SparseD:扩散语言模型中的稀疏注意力机制
SparseD: Sparse Attention for Diffusion Language Models
September 28, 2025
作者: Zeqing Wang, Gongfan Fang, Xinyin Ma, Xingyi Yang, Xinchao Wang
cs.AI
摘要
尽管扩散语言模型(DLMs)为自回归模型(ARs)提供了一个有前景的替代方案,但现有的开源DLMs面临高推理延迟的瓶颈。这一瓶颈主要源于注意力机制在计算所有查询-键对时相对于上下文长度的二次复杂度。直观上,降低这一复杂度的自然策略是限制注意力于稀疏模式,仅保留最相关的连接。此类方法在ARs中已得到广泛应用,其中注意力遵循固定且定义明确的稀疏模式。然而,在DLMs中,我们观察到独特的稀疏行为:(1)注意力模式在不同头部间变化;(2)每个头部的注意力模式在去噪步骤间保持高度相似;(3)早期去噪步骤对生成至关重要。这些发现使得为ARs设计的稀疏注意力方法大多不适用于DLMs,因为它们未能捕捉头部特定的结构,且在应用于早期去噪步骤时可能损害生成质量。针对这些挑战,我们提出了SparseD,一种专为DLMs设计的新型稀疏注意力方法。基于上述观察,SparseD仅需预先计算一次头部特定的稀疏模式,并在所有步骤中重复使用,避免了在每一步去噪时重新计算稀疏模式。同时,SparseD在早期步骤采用全注意力,随后切换至稀疏注意力以保持生成质量。这些特性共同确立了SparseD作为在长上下文应用中部署DLMs的实用且高效的解决方案。实验结果表明,SparseD实现了无损加速,在64k上下文长度和1,024去噪步骤下,相比FlashAttention最高可提速1.50倍。
English
While diffusion language models (DLMs) offer a promising alternative to
autoregressive models (ARs), existing open-source DLMs suffer from high
inference latency. This bottleneck is mainly due to the attention's quadratic
complexity with respect to context length in computing all query-key pairs.
Intuitively, to reduce this complexity, a natural strategy is to restrict
attention to sparse patterns that retain only the most relevant connections.
Such approaches are well-established in ARs, where attention follows fixed and
clearly defined sparse patterns.

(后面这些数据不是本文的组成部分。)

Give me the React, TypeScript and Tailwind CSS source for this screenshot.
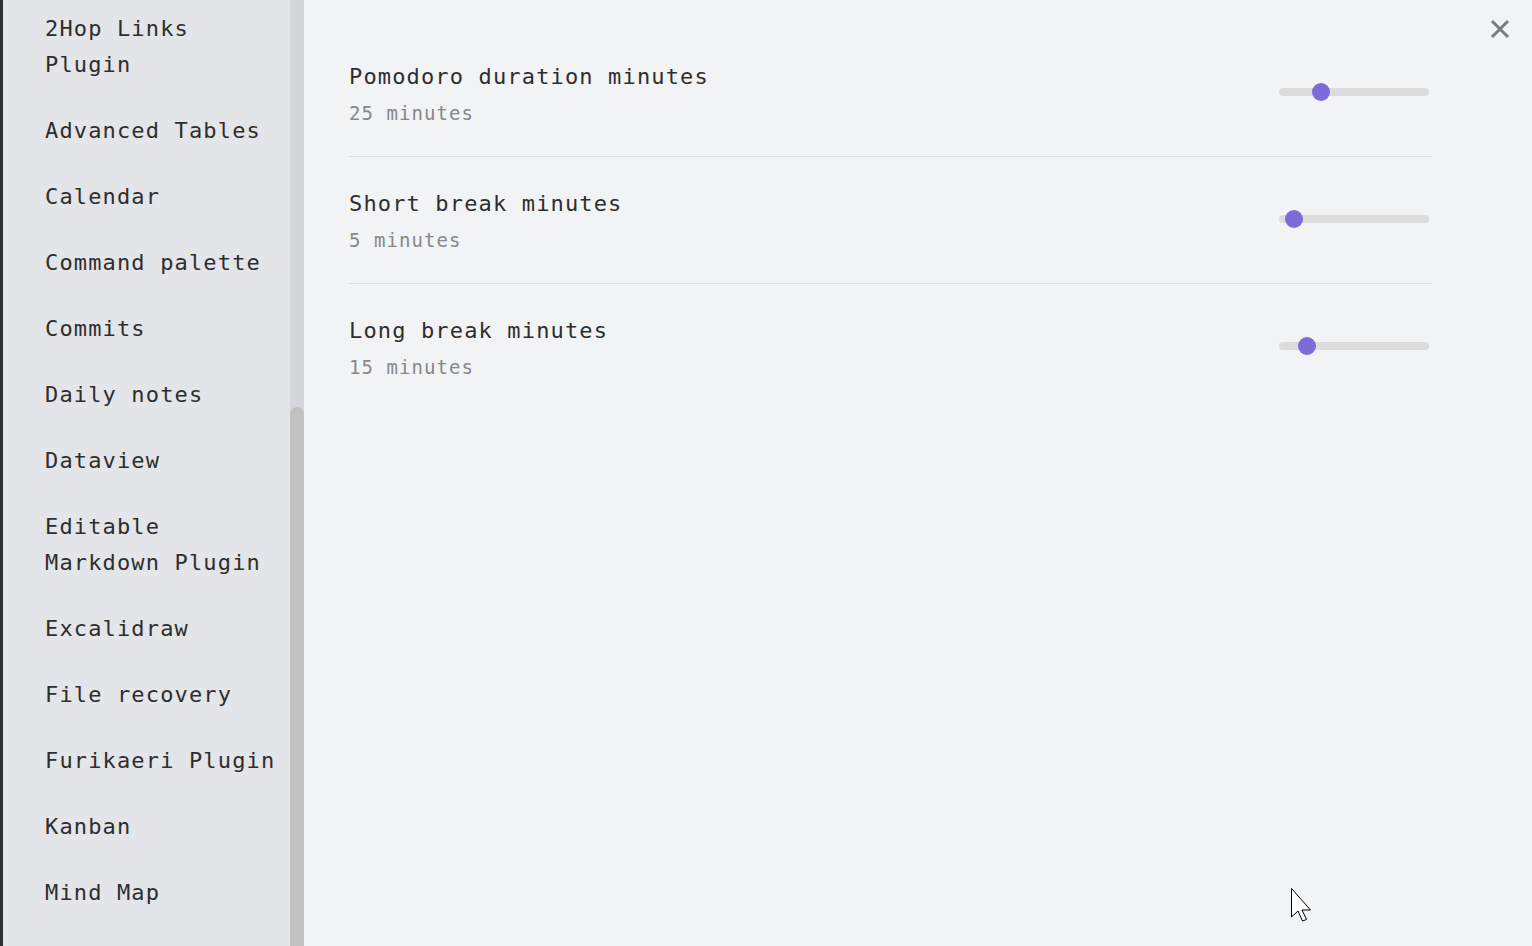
import React from "react";

const items: string[] = [
  "2Hop Links Plugin",
  "Advanced Tables",
  "Calendar",
  "Command palette",
  "Commits",
  "Daily notes",
  "Dataview",
  "Editable Markdown Plugin",
  "Excalidraw",
  "File recovery",
  "Furikaeri Plugin",
  "Kanban",
  "Mind Map",
];

const settings = [
  { name: "Pomodoro duration minutes", desc: "25 minutes", pos: 42 },
  { name: "Short break minutes", desc: "5 minutes", pos: 15 },
  { name: "Long break minutes", desc: "15 minutes", pos: 28 },
];

function Slider({ pos }: { pos: number }) {
  return (
    <div className="relative w-[150px] h-[8px] rounded-full bg-[#dcdcdc] mr-[3px] mb-[4px]">
      <div
        className="absolute top-1/2 w-[18px] h-[18px] rounded-full bg-[#7b6cd9] -translate-x-1/2 -translate-y-1/2"
        style={{ left: pos }}
      />
    </div>
  );
}

export default function App() {
  return (
    <div
      className="relative flex w-[1532px] h-[946px] overflow-hidden bg-[#f2f3f5] text-[#2e2e2e]"
      style={{ fontFamily: '"DejaVu Sans Mono", "Liberation Mono", monospace' }}
    >
      {/* Sidebar */}
      <div className="flex h-full shrink-0">
        <div className="w-[3px] h-full bg-[#2f2f2f]" />
        <div className="w-[287px] h-full bg-[#e3e5e8] overflow-hidden">
          <div className="-mt-[4px] pl-[42px] pr-[7px]">
            {items.map((t) => (
              <div
                key={t}
                className="py-[15px] text-[22px] leading-[36px] tracking-[1.15px]"
              >
                {t}
              </div>
            ))}
          </div>
        </div>
        <div className="w-[14px] h-full bg-[#d5d6d9] flex flex-col">
          <div className="h-[407px] shrink-0" />
          <div className="flex-1 rounded-t-full bg-[#c1c1c1]" />
        </div>
      </div>

      {/* Main */}
      <div className="flex-1 pl-[45px] pr-[100px] pt-[30px]">
        {settings.map((s, i) => (
          <div
            key={s.name}
            className={`flex items-center justify-between pt-[33px] pb-[31px] ${
              i < settings.length - 1 ? "border-b border-[#dcdde0]" : ""
            }`}
          >
            <div>
              <div className="text-[22px] leading-[28px] tracking-[1.15px] text-[#2e2e2e]">
                {s.name}
              </div>
              <div className="mt-[10px] text-[19px] leading-[24px] tracking-[1.05px] text-[#888888]">
                {s.desc}
              </div>
            </div>
            <Slider pos={s.pos} />
          </div>
        ))}
      </div>

      {/* Close */}
      <div className="absolute left-[1490px] top-[19px] w-[20px] h-[20px]">
        <svg width="20" height="20" viewBox="0 0 20 20">
          <path d="M2 2 L18 18 M18 2 L2 18" stroke="#7a7a7a" strokeWidth="3" strokeLinecap="butt" />
        </svg>
      </div>

      {/* Cursor */}
      <div className="absolute left-[1290px] top-[887px]">
        <svg width="26" height="40" viewBox="0 0 26 40">
          <path
            d="M1.5 1.5 L1.5 30 L8 24 L12.5 34 L16.5 32.5 L12 23 L20.5 23 Z"
            fill="#ffffff"
            stroke="#000000"
            strokeWidth="1"
          />
        </svg>
      </div>
    </div>
  );
}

However, in DLMs, we observe distinct sparsity
behaviors: (1) attention patterns vary across heads, (2) attention patterns in
each head remain highly similar across denoising steps, and (3) early denoising
steps are critical for generation. These findings render sparse attention
methods designed for ARs largely incompatible with DLMs, as they fail to
capture head-specific structures and risk degrading generation when applied in
early denoising steps. To address these challenges, we propose SparseD, a novel
sparse attention method for DLMs. Leveraging the observations, SparseD only
requires pre-computing head-specific sparse patterns one time, and reuses them
across all steps. This prevents recomputing sparse patterns at each denoising
step. Meanwhile, SparseD uses full attention in the early steps, then switches
to sparse attention later to maintain generation quality. Together, these
establish SparseD as a practical and efficient solution for deploying DLMs in
long-context applications. Experimental results demonstrate that SparseD
achieves lossless acceleration, delivering up to 1.50times speedup over
FlashAttention at a 64k context length with 1,024 denoising steps.